Fundamentally, I am trying to find a proper way to tell vfio it's OK to
waive the requirement for these devices too.
s/referened/referenced/
Fixes: abafbc551fdd ("vfio-pci: Invalidate mmaps and block MMIO access on disabled memory")
Signed-off-by: Matthew Rosato <mjrosato@xxxxxxxxxxxxx>
---
arch/s390/pci/pci_bus.c | 13 +++++++++++++
drivers/vfio/pci/vfio_pci_config.c | 8 ++++----
include/linux/pci.h | 4 ++++
3 files changed, 21 insertions(+), 4 deletions(-)
diff --git a/arch/s390/pci/pci_bus.c b/arch/s390/pci/pci_bus.c
index 642a993..1b33076 100644
--- a/arch/s390/pci/pci_bus.c
+++ b/arch/s390/pci/pci_bus.c
@@ -184,6 +184,19 @@ static inline int zpci_bus_setup_virtfn(struct zpci_bus *zbus,
}
#endif
+void pcibios_bus_add_device(struct pci_dev *pdev)
+{
+ struct zpci_dev *zdev = to_zpci(pdev);
+
+ /*
+ * If we have a VF on a non-multifunction bus, it must be a VF that is
+ * detached from its parent PF. We rely on firmware emulation to
+ * provide underlying PF details.
What exactly does "multifunction bus" mean?

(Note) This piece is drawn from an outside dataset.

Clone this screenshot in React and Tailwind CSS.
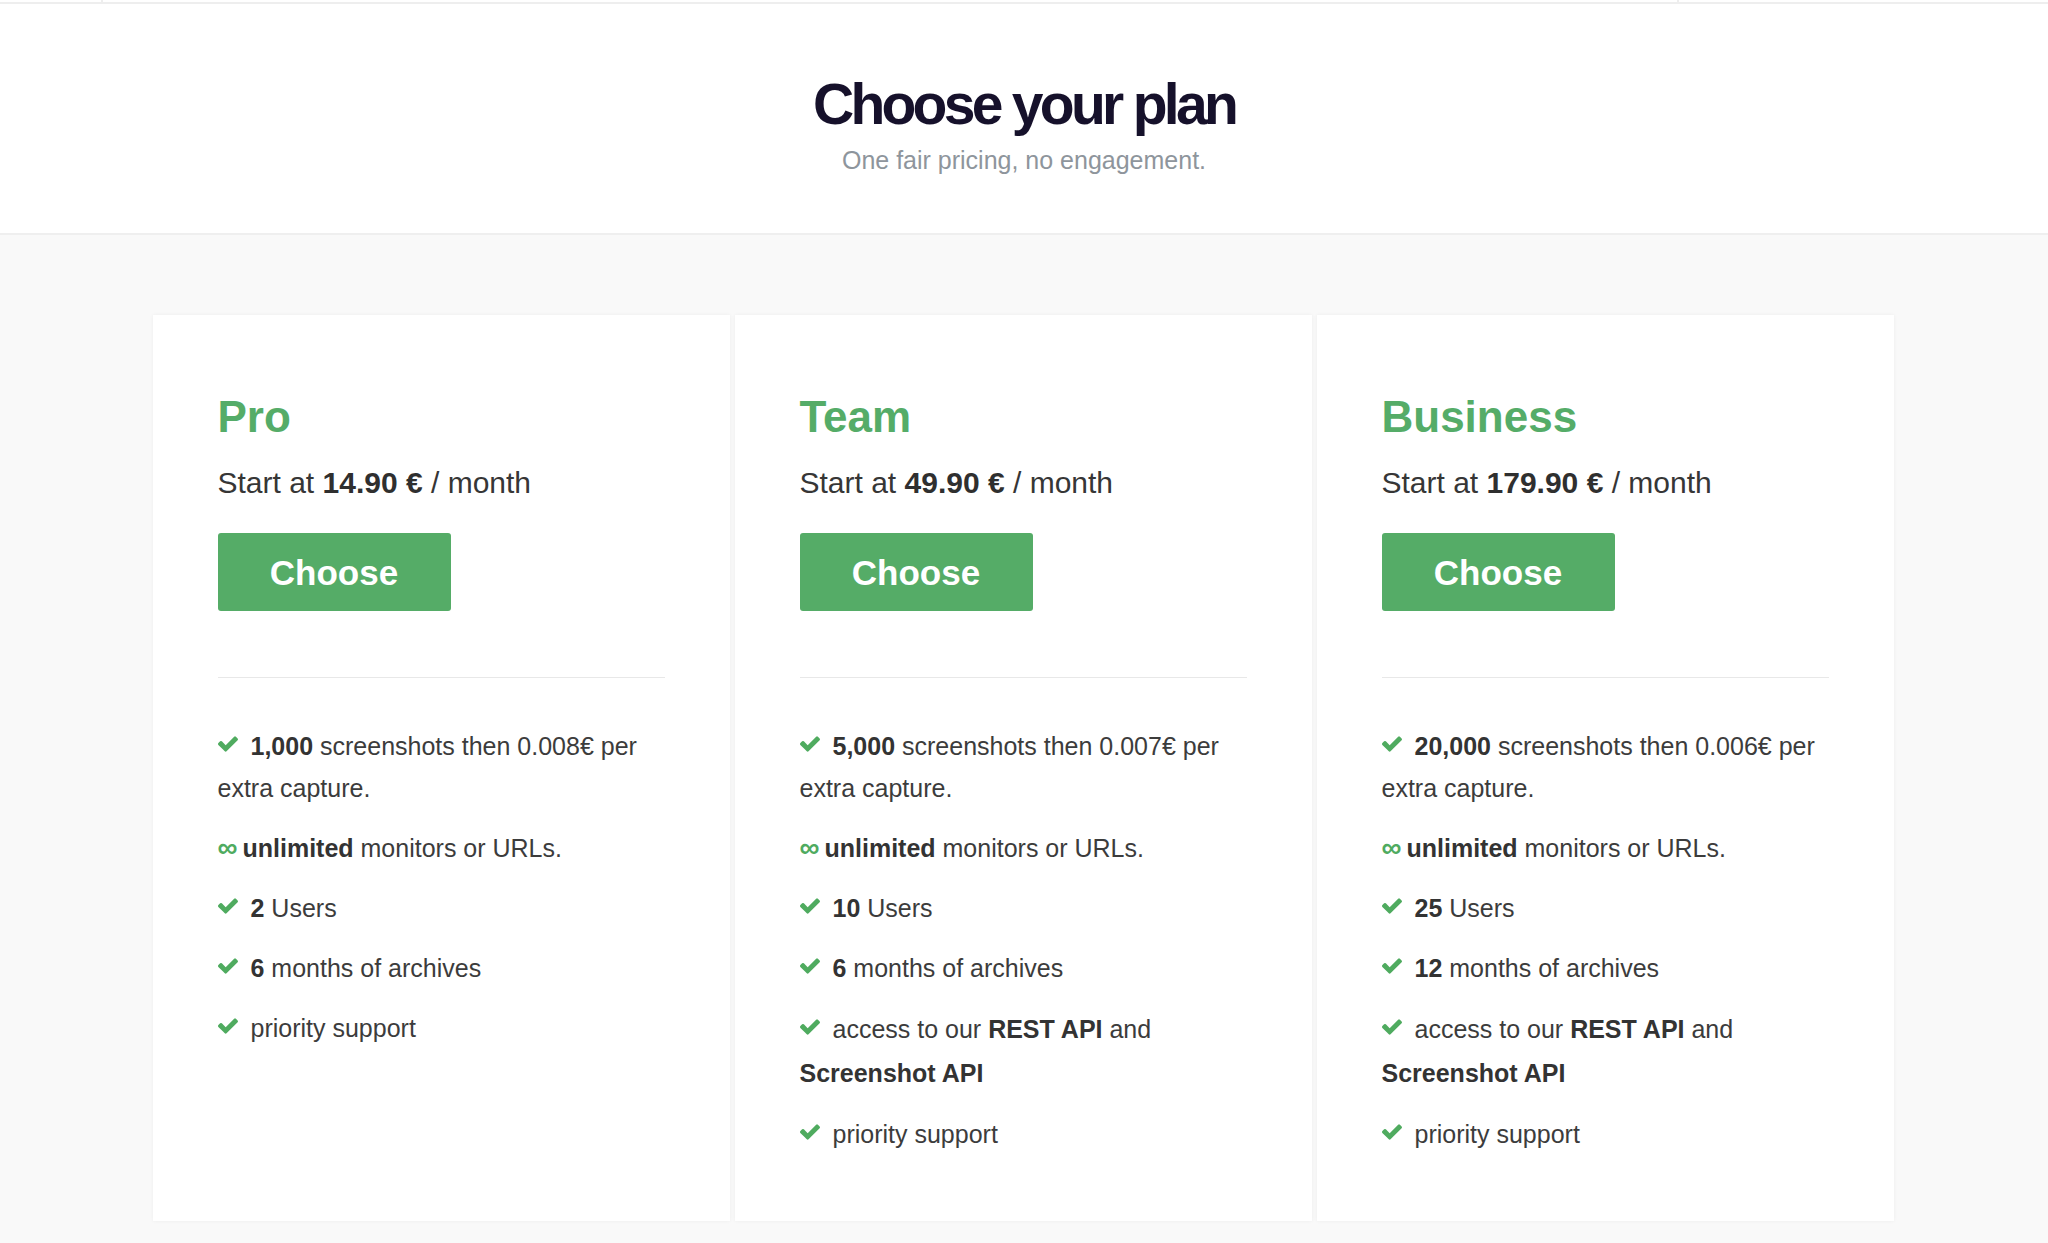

I'm familiar with
multi-function *devices*, but not multi-function buses.
So, this flag is effectively stating whether proper SR-IOV support is
available for devices on the bus. This is an interesting point though,
I don't think this will catch all instances of this scenario (vs a
more-direct check for a device that has a vfn but no linked PF). I need
to look at this again, thanks.
+ */
+ if (zdev->vfn && !zdev->zbus->multifunction)
+ pdev->detached_vf = 1;
+}
+
static int zpci_bus_add_device(struct zpci_bus *zbus, struct zpci_dev *zdev)
{
struct pci_bus *bus;
diff --git a/drivers/vfio/pci/vfio_pci_config.c b/drivers/vfio/pci/vfio_pci_config.c
index d98843f..98f93d1 100644
--- a/drivers/vfio/pci/vfio_pci_config.c
+++ b/drivers/vfio/pci/vfio_pci_config.c
@@ -406,7 +406,7 @@ bool __vfio_pci_memory_enabled(struct vfio_pci_device *vdev)
* PF SR-IOV capability, there's therefore no need to trigger
* faults based on the virtual value.
*/
- return pdev->is_virtfn || (cmd & PCI_COMMAND_MEMORY);
+ return dev_is_vf(&pdev->dev) || (cmd & PCI_COMMAND_MEMORY);
I'm not super keen on the idea of having two subtly different ways of
identifying VFs. I think that will be confusing. This seems to be
the critical line, so whatever we do here, it will be out of the
ordinary and probably deserves a little comment.
Another notion that Alex floated was the idea of tagging these devices
that don't implement the PCI_COMMAND_MEMORY bit via a dev_flags bit
rather than changing the way we identify VFs. It's grown on me and I've
tried it out as an alternative. Does this sort of approach sound better?
If Linux doesn't see the PF, does pci_physfn(VF) return NULL, i.e., is
VF->physfn NULL?
pci_physfn(VF) == VF because is_virtfn=0 for these devices.